Often, yes, per place. Because the 8+ fills only the seats that come free, there are usually fewer of them, so competition per place can be sharper even though the overall field may be smaller. The content is also more demanding, since it assumes a further year of school. If your child is ready at 7+ and your schools run a full 7+ intake, that is generally the wider door.

My child just missed a 7+ place. Should we try again at 8+?

It can be a genuine second chance, but only if your child has grown into a stronger candidate, not simply had another year pass. Check first whether your target school even runs an 8+ — many fill entirely at 7+ — and be ready to consider a different school with a top-up intake. Aim to enter the 8+ as a clearly stronger applicant, because fewer places leave less room for a marginal result.

When should we start preparing, and for which route?

Plan backwards from your schools' assessment and registration dates, which usually fall the term or year before the exam. For the 7+, a gentle, regular year through Year 2 built on daily reading is ideal. For the 8+, start early in Year 3 and pitch the reading, writing and mental maths a notch higher, because the bar is higher — but keep the tone light and consistent rather than intense.

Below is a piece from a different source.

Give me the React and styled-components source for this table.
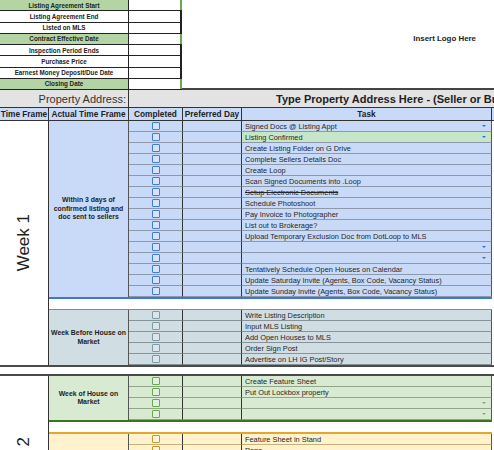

How do I know a 7+ or 8+ tutor is trustworthy and any good?

Look past the self-written profile and the word-of-mouth recommendation to what has actually been checked. On Tutorwise, every tutor carries a credibility score built from real signals — a verified DBS check and confirmed identity, qualifications, delivered outcomes and genuine reviews — and no tutor can hold a score without passing identity verification first. That lets you compare tutors on evidence you can see rather than on claims anyone could make.